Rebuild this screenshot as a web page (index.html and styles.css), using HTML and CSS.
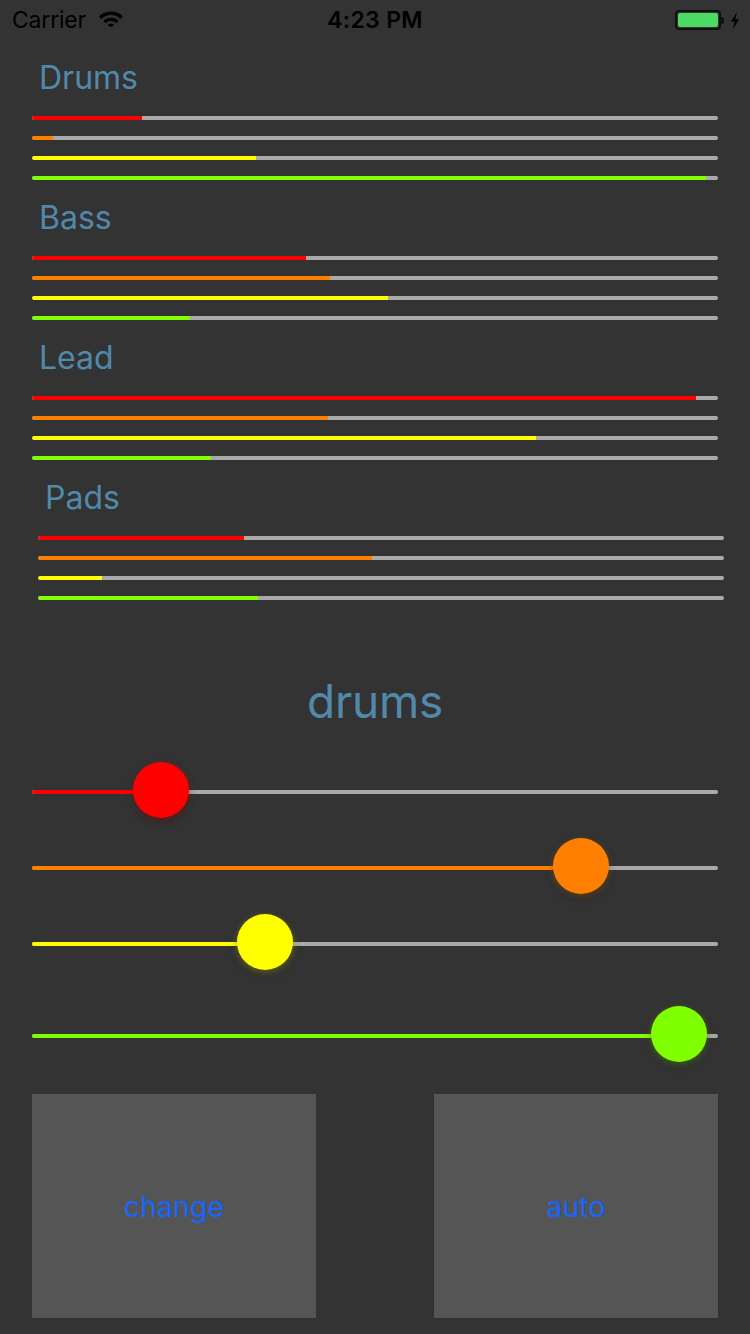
FILE: index.html
```html
<!DOCTYPE html>
<html>
<head>
<meta charset="utf-8">
<link rel="stylesheet" href="styles.css">
</head>
<body>
<div class="screen">
  <div class="statusbar">
    <div class="sb-left">
      <span class="carrier">Carrier</span>
      <svg class="wifi" width="26" height="16" viewBox="0 0 26 16">
        <path d="M1 5.5 A17 17 0 0 1 25 5.5 L22.6 7.9 A13.6 13.6 0 0 0 3.4 7.9 Z" fill="#000"/>
        <path d="M5.3 9.8 A11 11 0 0 1 20.7 9.8 L18.3 12.2 A7.6 7.6 0 0 0 7.7 12.2 Z" fill="#000"/>
        <path d="M9.6 14.1 A5 5 0 0 1 16.4 14.1 L13 16 Z" fill="#000"/>
      </svg>
    </div>
    <div class="sb-time">4:23 PM</div>
    <div class="sb-right">
      <div class="battery"><div class="battery-fill"></div></div>
      <div class="battery-nub"></div>
      <svg class="bolt" width="10" height="17" viewBox="0 0 10 17">
        <path d="M7 0 L1 9.5 H4.6 L3 17 L9 7.3 H5.4 Z" fill="#000"/>
      </svg>
    </div>
  </div>

  <div class="mixer">
    <section class="group">
      <h2 class="group-title">Drums</h2>
      <div class="bars">
        <div class="bar"><div class="fill red" style="width:16%"></div></div>
        <div class="bar"><div class="fill orange" style="width:3.1%"></div></div>
        <div class="bar"><div class="fill yellow" style="width:32.6%"></div></div>
        <div class="bar"><div class="fill green" style="width:98.3%"></div></div>
      </div>
    </section>
    <section class="group">
      <h2 class="group-title">Bass</h2>
      <div class="bars">
        <div class="bar"><div class="fill red" style="width:39.9%"></div></div>
        <div class="bar"><div class="fill orange" style="width:43.4%"></div></div>
        <div class="bar"><div class="fill yellow" style="width:51.9%"></div></div>
        <div class="bar"><div class="fill green" style="width:23%"></div></div>
      </div>
    </section>
    <section class="group">
      <h2 class="group-title">Lead</h2>
      <div class="bars">
        <div class="bar"><div class="fill red" style="width:96.8%"></div></div>
        <div class="bar"><div class="fill orange" style="width:43.1%"></div></div>
        <div class="bar"><div class="fill yellow" style="width:73.5%"></div></div>
        <div class="bar"><div class="fill green" style="width:26.1%"></div></div>
      </div>
    </section>
    <section class="group group-shift">
      <h2 class="group-title">Pads</h2>
      <div class="bars">
        <div class="bar"><div class="fill red" style="width:30%"></div></div>
        <div class="bar"><div class="fill orange" style="width:48.7%"></div></div>
        <div class="bar"><div class="fill yellow" style="width:9.3%"></div></div>
        <div class="bar"><div class="fill green" style="width:32.1%"></div></div>
      </div>
    </section>
  </div>

  <h1 class="current">drums</h1>

  <div class="sliders">
    <div class="slider">
      <div class="track"><div class="track-fill red" style="width:129px"></div></div>
      <div class="thumb red glow-red" style="left:101px"></div>
    </div>
    <div class="slider">
      <div class="track"><div class="track-fill orange" style="width:549px"></div></div>
      <div class="thumb orange glow-orange" style="left:521px"></div>
    </div>
    <div class="slider">
      <div class="track"><div class="track-fill yellow" style="width:233px"></div></div>
      <div class="thumb yellow glow-yellow" style="left:205px"></div>
    </div>
    <div class="slider slider-last">
      <div class="track"><div class="track-fill green" style="width:647px"></div></div>
      <div class="thumb green glow-green" style="left:619px"></div>
    </div>
  </div>

  <div class="buttons">
    <button class="btn">change</button>
    <button class="btn">auto</button>
  </div>
</div>
</body>
</html>
```

FILE: styles.css
```css
* { box-sizing: border-box; }
html, body {
  margin: 0;
  padding: 0;
  background: #333333;
}
body {
  width: 750px;
  height: 1334px;
  overflow: hidden;
  font-family: Inter, "Liberation Sans", sans-serif;
}
.screen {
  width: 750px;
  height: 1334px;
  display: flex;
  flex-direction: column;
}

/* status bar */
.statusbar {
  height: 40px;
  display: flex;
  align-items: center;
  justify-content: space-between;
  padding: 0 12px 0 12px;
  position: relative;
  color: #000;
  font-size: 23px;
}
.sb-left {
  display: flex;
  align-items: center;
  gap: 12px;
}
.carrier { letter-spacing: -0.2px; }
.wifi { margin-top: -2px; }
.sb-time {
  position: absolute;
  left: 0;
  right: 0;
  text-align: center;
  font-weight: 600;
  letter-spacing: 0.3px;
  pointer-events: none;
}
.sb-right {
  display: flex;
  align-items: center;
}
.battery {
  width: 46px;
  height: 20px;
  border: 2px solid #111;
  border-radius: 4px;
  padding: 1px;
}
.battery-fill {
  width: 100%;
  height: 100%;
  background: #4cd964;
  border-radius: 2px;
}
.battery-nub {
  width: 3px;
  height: 7px;
  background: #111;
  border-radius: 0 2px 2px 0;
  margin-right: 6px;
}
.bolt { margin-right: -2px; }

/* groups */
.mixer {
  display: flex;
  flex-direction: column;
  gap: 10px;
  padding: 10px 32px 0 32px;
}
.group {
  display: flex;
  flex-direction: column;
}
.group-shift {
  margin-left: 6px;
  margin-right: -6px;
}
.group-title {
  margin: 0 0 10px 7px;
  height: 56px;
  line-height: 56px;
  font-size: 32px;
  font-weight: 400;
  color: #5189ab;
}
.bars {
  display: flex;
  flex-direction: column;
  gap: 16px;
}
.bar {
  height: 4px;
  background: #a9a9a9;
  border-radius: 2px;
  overflow: hidden;
}
.fill {
  height: 100%;
  border-radius: 2px 0 0 2px;
}
.red { background: #ff0000; }
.orange { background: #ff8000; }
.yellow { background: #ffff00; }
.green { background: #80ff00; }

.current {
  margin: 68px 0 2px 0;
  height: 66px;
  line-height: 66px;
  text-align: center;
  font-size: 46px;
  font-weight: 400;
  letter-spacing: -0.3px;
  color: #5189ab;
}

/* sliders */
.sliders {
  margin-top: 28px;
  padding: 0 32px;
  display: flex;
  flex-direction: column;
  gap: 20px;
}
.slider {
  position: relative;
  height: 56px;
  display: flex;
  align-items: center;
}
.slider-last { margin-top: 16px; }
.track {
  width: 100%;
  height: 4px;
  background: #a9a9a9;
  border-radius: 2px;
  overflow: hidden;
}
.track-fill {
  height: 100%;
}
.thumb {
  position: absolute;
  top: -2px;
  width: 56px;
  height: 56px;
  border-radius: 50%;
}
.glow-red { box-shadow: 0 4px 9px rgba(0,0,0,0.25), 0 2px 6px rgba(255,0,0,0.35); }
.glow-orange { box-shadow: 0 4px 9px rgba(0,0,0,0.25), 0 2px 6px rgba(255,128,0,0.35); }
.glow-yellow { box-shadow: 0 4px 9px rgba(0,0,0,0.25), 0 2px 6px rgba(255,255,0,0.35); }
.glow-green { box-shadow: 0 4px 9px rgba(0,0,0,0.25), 0 2px 6px rgba(128,255,0,0.35); }

/* buttons */
.buttons {
  margin-top: 30px;
  padding: 0 32px;
  display: flex;
  justify-content: space-between;
}
.btn {
  width: 284px;
  height: 224px;
  background: #555555;
  border: none;
  border-radius: 0;
  padding: 1px 0 0 0;
  color: #1565ff;
  font-family: Inter, "Liberation Sans", sans-serif;
  font-size: 28.5px;
  font-weight: 400;
}
```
════════
• **Task objective**
Reproduce the material above in full, exactly, with no images.

• **Response below**
Rebuild this screenshot as a web page (index.html and styles.css), using HTML and CSS.
FILE: index.html
```html
<!DOCTYPE html>
<html>
<head>
<meta charset="utf-8">
<link rel="stylesheet" href="styles.css">
</head>
<body>
<div class="screen">
  <div class="statusbar">
    <div class="sb-left">
      <span class="carrier">Carrier</span>
      <svg class="wifi" width="26" height="16" viewBox="0 0 26 16">
        <path d="M1 5.5 A17 17 0 0 1 25 5.5 L22.6 7.9 A13.6 13.6 0 0 0 3.4 7.9 Z" fill="#000"/>
        <path d="M5.3 9.8 A11 11 0 0 1 20.7 9.8 L18.3 12.2 A7.6 7.6 0 0 0 7.7 12.2 Z" fill="#000"/>
        <path d="M9.6 14.1 A5 5 0 0 1 16.4 14.1 L13 16 Z" fill="#000"/>
      </svg>
    </div>
    <div class="sb-time">4:23 PM</div>
    <div class="sb-right">
      <div class="battery"><div class="battery-fill"></div></div>
      <div class="battery-nub"></div>
      <svg class="bolt" width="10" height="17" viewBox="0 0 10 17">
        <path d="M7 0 L1 9.5 H4.6 L3 17 L9 7.3 H5.4 Z" fill="#000"/>
      </svg>
    </div>
  </div>

  <div class="mixer">
    <section class="group">
      <h2 class="group-title">Drums</h2>
      <div class="bars">
        <div class="bar"><div class="fill red" style="width:16%"></div></div>
        <div class="bar"><div class="fill orange" style="width:3.1%"></div></div>
        <div class="bar"><div class="fill yellow" style="width:32.6%"></div></div>
        <div class="bar"><div class="fill green" style="width:98.3%"></div></div>
      </div>
    </section>
    <section class="group">
      <h2 class="group-title">Bass</h2>
      <div class="bars">
        <div class="bar"><div class="fill red" style="width:39.9%"></div></div>
        <div class="bar"><div class="fill orange" style="width:43.4%"></div></div>
        <div class="bar"><div class="fill yellow" style="width:51.9%"></div></div>
        <div class="bar"><div class="fill green" style="width:23%"></div></div>
      </div>
    </section>
    <section class="group">
      <h2 class="group-title">Lead</h2>
      <div class="bars">
        <div class="bar"><div class="fill red" style="width:96.8%"></div></div>
        <div class="bar"><div class="fill orange" style="width:43.1%"></div></div>
        <div class="bar"><div class="fill yellow" style="width:73.5%"></div></div>
        <div class="bar"><div class="fill green" style="width:26.1%"></div></div>
      </div>
    </section>
    <section class="group group-shift">
      <h2 class="group-title">Pads</h2>
      <div class="bars">
        <div class="bar"><div class="fill red" style="width:30%"></div></div>
        <div class="bar"><div class="fill orange" style="width:48.7%"></div></div>
        <div class="bar"><div class="fill yellow" style="width:9.3%"></div></div>
        <div class="bar"><div class="fill green" style="width:32.1%"></div></div>
      </div>
    </section>
  </div>

  <h1 class="current">drums</h1>

  <div class="sliders">
    <div class="slider">
      <div class="track"><div class="track-fill red" style="width:129px"></div></div>
      <div class="thumb red glow-red" style="left:101px"></div>
    </div>
    <div class="slider">
      <div class="track"><div class="track-fill orange" style="width:549px"></div></div>
      <div class="thumb orange glow-orange" style="left:521px"></div>
    </div>
    <div class="slider">
      <div class="track"><div class="track-fill yellow" style="width:233px"></div></div>
      <div class="thumb yellow glow-yellow" style="left:205px"></div>
    </div>
    <div class="slider slider-last">
      <div class="track"><div class="track-fill green" style="width:647px"></div></div>
      <div class="thumb green glow-green" style="left:619px"></div>
    </div>
  </div>

  <div class="buttons">
    <button class="btn">change</button>
    <button class="btn">auto</button>
  </div>
</div>
</body>
</html>
```

FILE: styles.css
```css
* { box-sizing: border-box; }
html, body {
  margin: 0;
  padding: 0;
  background: #333333;
}
body {
  width: 750px;
  height: 1334px;
  overflow: hidden;
  font-family: Inter, "Liberation Sans", sans-serif;
}
.screen {
  width: 750px;
  height: 1334px;
  display: flex;
  flex-direction: column;
}

/* status bar */
.statusbar {
  height: 40px;
  display: flex;
  align-items: center;
  justify-content: space-between;
  padding: 0 12px 0 12px;
  position: relative;
  color: #000;
  font-size: 23px;
}
.sb-left {
  display: flex;
  align-items: center;
  gap: 12px;
}
.carrier { letter-spacing: -0.2px; }
.wifi { margin-top: -2px; }
.sb-time {
  position: absolute;
  left: 0;
  right: 0;
  text-align: center;
  font-weight: 600;
  letter-spacing: 0.3px;
  pointer-events: none;
}
.sb-right {
  display: flex;
  align-items: center;
}
.battery {
  width: 46px;
  height: 20px;
  border: 2px solid #111;
  border-radius: 4px;
  padding: 1px;
}
.battery-fill {
  width: 100%;
  height: 100%;
  background: #4cd964;
  border-radius: 2px;
}
.battery-nub {
  width: 3px;
  height: 7px;
  background: #111;
  border-radius: 0 2px 2px 0;
  margin-right: 6px;
}
.bolt { margin-right: -2px; }

/* groups */
.mixer {
  display: flex;
  flex-direction: column;
  gap: 10px;
  padding: 10px 32px 0 32px;
}
.group {
  display: flex;
  flex-direction: column;
}
.group-shift {
  margin-left: 6px;
  margin-right: -6px;
}
.group-title {
  margin: 0 0 10px 7px;
  height: 56px;
  line-height: 56px;
  font-size: 32px;
  font-weight: 400;
  color: #5189ab;
}
.bars {
  display: flex;
  flex-direction: column;
  gap: 16px;
}
.bar {
  height: 4px;
  background: #a9a9a9;
  border-radius: 2px;
  overflow: hidden;
}
.fill {
  height: 100%;
  border-radius: 2px 0 0 2px;
}
.red { background: #ff0000; }
.orange { background: #ff8000; }
.yellow { background: #ffff00; }
.green { background: #80ff00; }

.current {
  margin: 68px 0 2px 0;
  height: 66px;
  line-height: 66px;
  text-align: center;
  font-size: 46px;
  font-weight: 400;
  letter-spacing: -0.3px;
  color: #5189ab;
}

/* sliders */
.sliders {
  margin-top: 28px;
  padding: 0 32px;
  display: flex;
  flex-direction: column;
  gap: 20px;
}
.slider {
  position: relative;
  height: 56px;
  display: flex;
  align-items: center;
}
.slider-last { margin-top: 16px; }
.track {
  width: 100%;
  height: 4px;
  background: #a9a9a9;
  border-radius: 2px;
  overflow: hidden;
}
.track-fill {
  height: 100%;
}
.thumb {
  position: absolute;
  top: -2px;
  width: 56px;
  height: 56px;
  border-radius: 50%;
}
.glow-red { box-shadow: 0 4px 9px rgba(0,0,0,0.25), 0 2px 6px rgba(255,0,0,0.35); }
.glow-orange { box-shadow: 0 4px 9px rgba(0,0,0,0.25), 0 2px 6px rgba(255,128,0,0.35); }
.glow-yellow { box-shadow: 0 4px 9px rgba(0,0,0,0.25), 0 2px 6px rgba(255,255,0,0.35); }
.glow-green { box-shadow: 0 4px 9px rgba(0,0,0,0.25), 0 2px 6px rgba(128,255,0,0.35); }

/* buttons */
.buttons {
  margin-top: 30px;
  padding: 0 32px;
  display: flex;
  justify-content: space-between;
}
.btn {
  width: 284px;
  height: 224px;
  background: #555555;
  border: none;
  border-radius: 0;
  padding: 1px 0 0 0;
  color: #1565ff;
  font-family: Inter, "Liberation Sans", sans-serif;
  font-size: 28.5px;
  font-weight: 400;
}
```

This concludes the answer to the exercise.